Frequently asked questions

Why is the near-miss exit conversation a forcing function rather than a financial event?

Because the offer asks the founder to imagine themselves outside the business, often for the first time, and the answer that surfaces is rarely about the price. Founders who clarify what they want from the next ten years tend to use the conversation well whether or not they sell. Founders who treat it primarily as a transaction tend to regret the decision in either direction.

What is the documented founder-dependent valuation discount?

20 to 40 percent, based on Strategic Exit Advisors and SE Advisory transaction-price analysis. Founder-dependent businesses are valued at lower multiples than comparable businesses with distributed leadership because key-person risk is real, and buyers price it accurately. UK service businesses typically sell at 4 to 6x EBITDA; founder-dependent firms sit at the lower end or below.

Why do founders who exit primarily to escape burnout often regret it?

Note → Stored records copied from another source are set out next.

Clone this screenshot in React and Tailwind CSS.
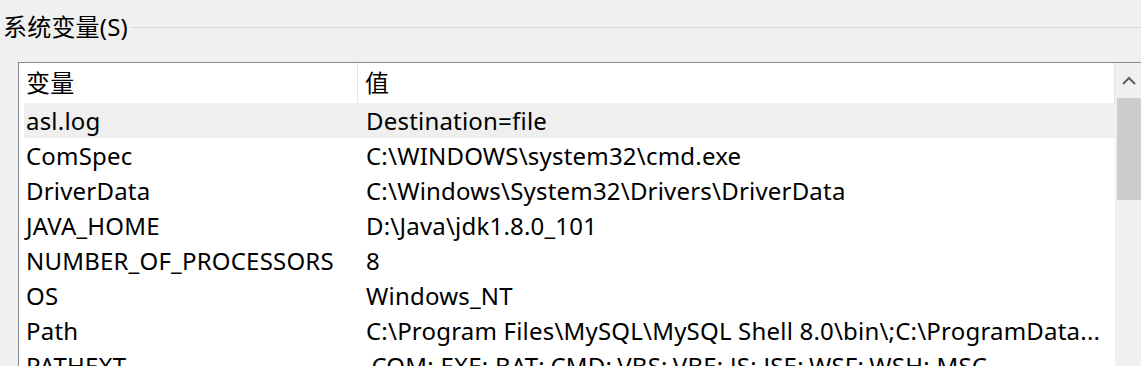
const ROWS = [
  { name: 'asl.log', value: 'Destination=file', selected: true },
  { name: 'ComSpec', value: 'C:\\WINDOWS\\system32\\cmd.exe' },
  { name: 'DriverData', value: 'C:\\Windows\\System32\\Drivers\\DriverData' },
  { name: 'JAVA_HOME', value: 'D:\\Java\\jdk1.8.0_101' },
  { name: 'NUMBER_OF_PROCESSORS', value: '8' },
  { name: 'OS', value: 'Windows_NT' },
  { name: 'Path', value: 'C:\\Program Files\\MySQL\\MySQL Shell 8.0\\bin\\;C:\\ProgramData...' },
  { name: 'PATHEXT', value: '.COM;.EXE;.BAT;.CMD;.VBS;.VBE;.JS;.JSE;.WSF;.WSH;.MSC' },
];

export default function App() {
  return (
    <div className="w-[1141px] h-[366px] overflow-hidden bg-[#f0f0f0] text-[24px] tracking-[0.2px] text-black font-['Noto_Sans','Noto_Sans_CJK_SC',sans-serif]">
      {/* Group title */}
      <div className="flex items-center h-[28px] mt-[13px]">
        <span className="pl-[3px] leading-[28px] whitespace-nowrap">系统变量(S)</span>
        <div className="flex-1 h-px bg-[#dcdcdc] ml-[3px]" />
      </div>

      {/* List box */}
      <div className="ml-[18px] mt-[21px] flex border-l border-t border-[#828790] h-[320px]">
        <div className="flex-1 bg-white">
          <div className="flex h-[40px] items-center">
            <div className="w-[339px] pl-[7px] h-full flex items-center border-r border-[#e5e5e5]">变量</div>
            <div className="flex-1 pl-[7px] h-full flex items-center border-r border-[#e5e5e5]">值</div>
          </div>
          <div className="ml-[5px]">
            {ROWS.map((r) => (
              <div
                key={r.name}
                className={`flex h-[35px] items-center whitespace-nowrap ${r.selected ? 'bg-[#efefef]' : ''}`}
              >
                <div className="w-[334px] pl-[2px]">{r.name}</div>
                <div className="pl-[8px]">{r.value}</div>
              </div>
            ))}
          </div>
        </div>

        {/* Scrollbar */}
        <div className="w-[24px] ml-[2px] bg-[#f0f0f0] flex flex-col">
          <div className="h-[35px] flex items-center justify-center">
            <svg width="14" height="9" viewBox="0 0 14 9">
              <path d="M1 8 L7 2 L13 8" fill="none" stroke="#606060" strokeWidth="2" />
            </svg>
          </div>
          <div className="h-[102px] bg-[#cdcdcd]" />
          <div className="flex-1" />
          <div className="h-[8px] flex items-start justify-center">
            <svg width="14" height="9" viewBox="0 0 14 9">
              <path d="M1 1 L7 7 L13 1" fill="none" stroke="#606060" strokeWidth="2" />
            </svg>
          </div>
        </div>
      </div>
    </div>
  );
}
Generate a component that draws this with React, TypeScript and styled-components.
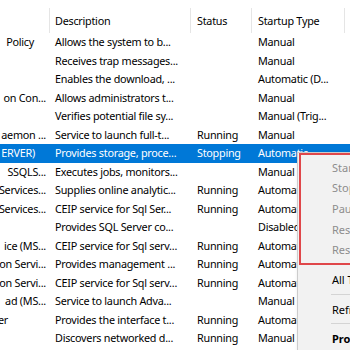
import React from "react";
import styled, { createGlobalStyle } from "styled-components";

const GlobalStyle = createGlobalStyle`
  html, body {
    margin: 0;
    padding: 0;
    background: #ffffff;
    overflow: hidden;
  }
  body {
    font-family: "Noto Sans", "Open Sans", sans-serif;
    font-size: 10.8px;
    letter-spacing: -0.25px;
    color: #000000;
  }
`;

const COLUMNS = "50px 141px 61px 93px 1fr";

type Service = {
  name: string;
  nameEnd: number;
  desc: string;
  status: string;
  startup: string;
  selected?: boolean;
};

// list is scrolled sideways, so only the tail of each name shows
const services: Service[] = [
  { name: "Policy", nameEnd: 34, desc: "Allows the system to b...", status: "", startup: "Manual" },
  { name: "", nameEnd: 46, desc: "Receives trap messages...", status: "", startup: "Manual" },
  { name: "", nameEnd: 46, desc: "Enables the download, ...", status: "", startup: "Automatic (D..." },
  { name: "on Con...", nameEnd: 46, desc: "Allows administrators t...", status: "", startup: "Manual" },
  { name: "", nameEnd: 46, desc: "Verifies potential file sy...", status: "", startup: "Manual (Trig..." },
  { name: "aemon ...", nameEnd: 46, desc: "Service to launch full-t...", status: "Running", startup: "Manual" },
  { name: "ERVER)", nameEnd: 35, desc: "Provides storage, proce...", status: "Stopping", startup: "Automatic", selected: true },
  { name: "SSQLS...", nameEnd: 46, desc: "Executes jobs, monitors...", status: "", startup: "Manual" },
  { name: "Services...", nameEnd: 46, desc: "Supplies online analytic...", status: "Running", startup: "Automatic" },
  { name: "Services...", nameEnd: 46, desc: "CEIP service for Sql Ser...", status: "Running", startup: "Automatic" },
  { name: "", nameEnd: 46, desc: "Provides SQL Server co...", status: "", startup: "Disabled" },
  { name: "ice (MS...", nameEnd: 46, desc: "CEIP service for Sql serv...", status: "Running", startup: "Automatic" },
  { name: "on Servi...", nameEnd: 46, desc: "Provides management ...", status: "Running", startup: "Automatic" },
  { name: "on Servi...", nameEnd: 46, desc: "CEIP service for Sql serv...", status: "Running", startup: "Automatic" },
  { name: "ad (MS...", nameEnd: 46, desc: "Service to launch Adva...", status: "", startup: "Manual" },
  { name: "er", nameEnd: 8, desc: "Provides the interface t...", status: "Running", startup: "Automatic" },
  { name: "", nameEnd: 46, desc: "Discovers networked d...", status: "Running", startup: "Manual" },
];

const App = () => {
  return (
    <>
      <GlobalStyle />
      <Page>
        <Header>
          <HeaderCell />
          <HeaderCell $inset={5}>Description</HeaderCell>
          <HeaderCell>Status</HeaderCell>
          <HeaderCell>Startup Type</HeaderCell>
          <HeaderCell $last />
        </Header>

        {services.map((s, i) => (
          <Row key={i} $selected={s.selected}>
            <NameCell $end={s.nameEnd}>{s.name}</NameCell>
            <Cell $inset={5}>{s.desc}</Cell>
            <Cell>{s.status}</Cell>
            <Cell>{s.startup}</Cell>
            <Cell />
          </Row>
        ))}

        <Menu>
          <Annotation />
          <MenuItem $disabled>Start</MenuItem>
          <MenuItem $disabled>Stop</MenuItem>
          <MenuItem $disabled>Pause</MenuItem>
          <MenuItem $disabled>Resume</MenuItem>
          <MenuItem $disabled>Restart</MenuItem>
          <MenuSeparator />
          <MenuItem>All Tasks</MenuItem>
          <MenuSeparator />
          <MenuItem>Refresh</MenuItem>
          <MenuSeparator />
          <MenuItem $bold>Properties</MenuItem>
        </Menu>
      </Page>
    </>
  );
};

const Page = styled.div`
  position: relative;
  width: 350px;
  height: 350px;
  padding-top: 8px;
  box-sizing: border-box;
  overflow: hidden;
`;

const Header = styled.div`
  display: grid;
  grid-template-columns: ${COLUMNS};
  height: 25px;
`;

const HeaderCell = styled.div<{ $last?: boolean; $inset?: number }>`
  display: flex;
  align-items: center;
  padding-left: ${({ $inset }) => $inset ?? 6}px;
  border-right: ${({ $last }) => ($last ? "none" : "1px solid #e5e5e5")};
  white-space: nowrap;
  overflow: hidden;
`;

const Row = styled.div<{ $selected?: boolean }>`
  display: grid;
  grid-template-columns: ${COLUMNS};
  height: 18.5px;
  line-height: 18.5px;
  background: ${({ $selected }) => ($selected ? "#0078d7" : "transparent")};
  color: ${({ $selected }) => ($selected ? "#ffffff" : "#000000")};
`;

const Cell = styled.div<{ $inset?: number }>`
  padding-left: ${({ $inset }) => $inset ?? 6}px;
  white-space: nowrap;
  overflow: hidden;
`;

const NameCell = styled.div<{ $end: number }>`
  display: flex;
  justify-content: flex-end;
  padding-right: ${({ $end }) => 50 - $end}px;
  white-space: nowrap;
  overflow: hidden;
`;

const Menu = styled.div`
  position: absolute;
  left: 297px;
  top: 152px;
  width: 170px;
  height: 230px;
  padding-top: 4.5px;
  box-sizing: border-box;
  background: #f2f2f2;
  border: 1px solid #cccccc;
  box-shadow: 2px 2px 4px rgba(0, 0, 0, 0.25);
  font-size: 11px;
  letter-spacing: 0;
`;

const Annotation = styled.div`
  position: absolute;
  left: 1px;
  top: 0;
  width: 200px;
  height: 112px;
  border: 2.5px solid #e0474a;
  box-sizing: border-box;
  pointer-events: none;
`;

const MenuItem = styled.div<{ $disabled?: boolean; $bold?: boolean }>`
  height: 20.7px;
  line-height: 20.7px;
  padding-left: 34px;
  white-space: nowrap;
  color: ${({ $disabled }) => ($disabled ? "#8d8d8d" : "#000000")};
  font-weight: ${({ $bold }) => ($bold ? 700 : 400)};
`;

const MenuSeparator = styled.div`
  height: 1px;
  margin: 3px 0 5px 33px;
  background: #d4d4d4;
`;

export default App;
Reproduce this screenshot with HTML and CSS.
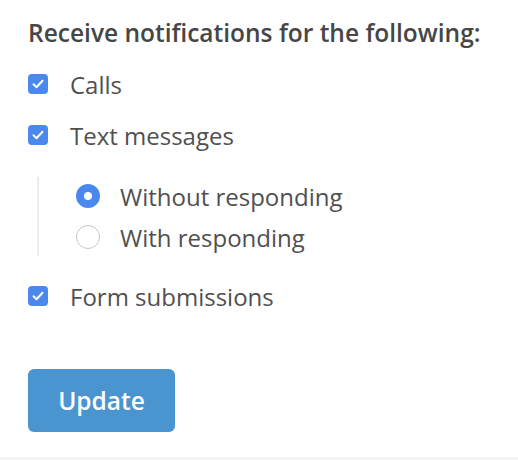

Because exit brings its own challenges: post-exit identity crisis, the experience of loss, the possibility that the acquirer changes the business in ways that hurt emotionally. The Riffon analysis and the Foundology data on founders who remain unfulfilled even ten years after a successful exit are consistent. Exit does not solve the underlying values question; it returns the question in a different form.

What are the three end-states a founder should clarify between?

Exit (sell and step out, 6 to 18 month process). Restructure and step back to a board or advisory role whilst keeping ownership (12 to 24 month process). Stay in day-to-day involvement but redesign the business so the next ten years differ from the last. Each requires different operational decisions today, and being unclear about which one is the goal costs 18 months at a minimum.

This post is general information and education only, not legal, regulatory, financial, or other professional advice. Regulations evolve, fee benchmarks shift, and every situation is different, so please take qualified professional advice before acting on anything you read here. See the Terms of Use for the full position.